On 09/23/2010 06:19 PM, Paul Eggert wrote:
On 09/23/10 04:52, Paolo Bonzini wrote:
Or better, we're at glibc's mercy:
$ LC_ALL=cs_CZ.UTF-8 devel/grep/+build/src/grep -E '[A-Z]' in
00a
00g
00A
00G
00Z
Yay for yet another definition of range expressions.
Can we fix things so that we're not at glibc's mercy, even there?
We could preprocess the regular expression [A-Z], and turn it into
[ABCDEFGHIJKLMNOPQRSTUVWXYZ], before we hand it off to glibc.
POSIX would allow this behavior, and users would prefer it.

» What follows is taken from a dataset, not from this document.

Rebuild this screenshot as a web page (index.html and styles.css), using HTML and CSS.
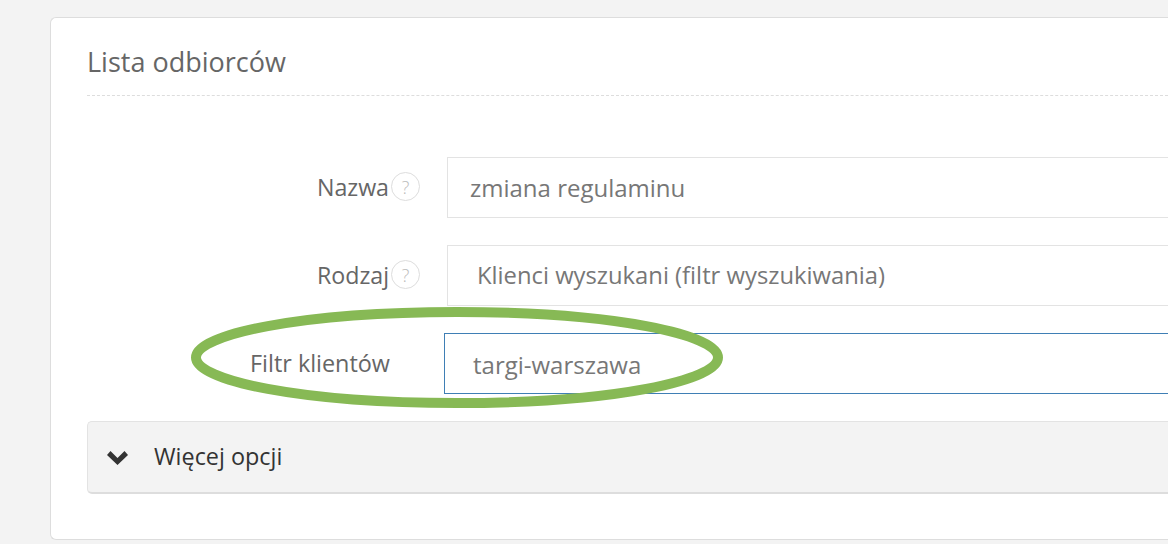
FILE: index.html
```html
<!DOCTYPE html>
<html lang="pl">
<head>
<meta charset="utf-8">
<title>Lista odbiorców</title>
<link rel="stylesheet" href="styles.css">
</head>
<body>
<main class="card">
  <h2 class="title">Lista odbiorców</h2>
  <form class="form">
    <div class="row">
      <div class="label"><span>Nazwa</span><span class="help">?</span></div>
      <div class="field field-name">zmiana regulaminu</div>
    </div>
    <div class="row">
      <div class="label"><span>Rodzaj</span><span class="help">?</span></div>
      <div class="field field-select">Klienci wyszukani (filtr wyszukiwania)</div>
    </div>
    <div class="row row-filter">
      <div class="label label-filter"><span>Filtr klientów</span></div>
      <div class="field field-focus">targi-warszawa</div>
    </div>
  </form>
  <div class="more">
    <svg class="chevron" viewBox="0 0 23 18" aria-hidden="true"><polygon points="1,6 4.5,2 11.5,9 18.5,2 22,6 11.5,16" fill="#333"/></svg>
    <span>Więcej opcji</span>
  </div>
</main>
<svg class="oval" viewBox="0 0 540 110" aria-hidden="true"><path d="M5 50.5 C5 27.5 109.4 5 266 5 C422.6 5 527 27.5 527 50.5 C527 73.5 422.6 96 266 96 C109.4 96 5 73.5 5 50.5 Z" fill="none" stroke="#87b955" stroke-width="10"/></svg>
</body>
</html>
```
FILE: styles.css
```css
html, body {
  margin: 0;
  height: 544px;
  overflow: hidden;
  background: #f3f3f3;
  font-family: "Open Sans", sans-serif;
  color: #666;
}
body {
  padding: 17px 0 0 50px;
  box-sizing: border-box;
  position: relative;
  width: 1168px;
}
.card {
  height: 523px;
  box-sizing: border-box;
  background: #fff;
  border: 1px solid #ddd;
  border-right: 0;
  border-radius: 6px 0 0 6px;
  padding: 0 0 0 36px;
}
.title {
  margin: 0;
  height: 78px;
  box-sizing: border-box;
  padding: 26px 0 0 0;
  font-size: 27px;
  line-height: 36px;
  font-weight: 400;
  color: #666;
  border-bottom: 1px dashed #ddd;
}
.form {
  display: flex;
  flex-direction: column;
  gap: 27px;
  padding-top: 61px;
}
.row {
  display: flex;
  height: 61px;
}
.label {
  width: 360px;
  padding-right: 27px;
  box-sizing: border-box;
  display: flex;
  justify-content: flex-end;
  align-items: center;
  gap: 2px;
  font-size: 23.2px;
  padding-bottom: 2px;
}
.label-filter {
  font-size: 23.4px;
  padding-right: 57px;
  padding-bottom: 0;
  margin-top: -2px;
}
.help {
  width: 29px;
  height: 29px;
  box-sizing: border-box;
  border: 1px solid #ddd;
  border-radius: 50%;
  display: flex;
  align-items: center;
  justify-content: center;
  font-size: 18px;
  font-weight: 300;
  color: #bbb;
}
.field {
  flex: 1;
  box-sizing: border-box;
  border: 1px solid #e3e3e3;
  border-right: 0;
  font-size: 24px;
  line-height: 59px;
  color: #777;
  padding-left: 22px;
}
.field-select {
  font-size: 23.8px;
  padding-left: 29px;
}
.field-focus {
  border: 1px solid #3f7fb5;
  border-right: 0;
  margin-left: -3px;
  padding-left: 28px;
  line-height: 62px;
}
.row-filter { margin-bottom: 27px; }
.more {
  height: 73px;
  box-sizing: border-box;
  background: #f3f3f3;
  border: 1px solid #e3e3e3;
  border-right: 0;
  border-bottom: 2px solid #ddd;
  border-radius: 5px 0 0 5px;
  display: flex;
  align-items: center;
  font-size: 23.4px;
  color: #333;
  padding: 0 0 2px 18px;
}
.chevron {
  width: 23px;
  height: 18px;
  margin: 3px 25px 0 0;
}
.oval {
  position: absolute;
  left: 191px;
  top: 307px;
  width: 540px;
  height: 110px;
}
```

This could be done in a gnulib module, so that other GNU programs
could also use the fix.
That calls for a huge confusion between tools. It's better sorted out
in glibc.
I don't see a reason why glibc should refuse the proposal of
differentiating [A-Z] (code point range) from [[.A.]-[.Z.]] (real
strcoll comparison, however! Not the current, absurd behavior that
everybody hates). If somebody writes the patch, that is.
A small disadvantage is that collation order would not be available
anymore in fnmatch, since it is better to keep regex consistent with
fnmatch.
Since we are at it, Bruno, you worked a lot on the localization features
of glibc. Can you shed light on what __collseq_table_lookup is supposed
to mean?
Paolo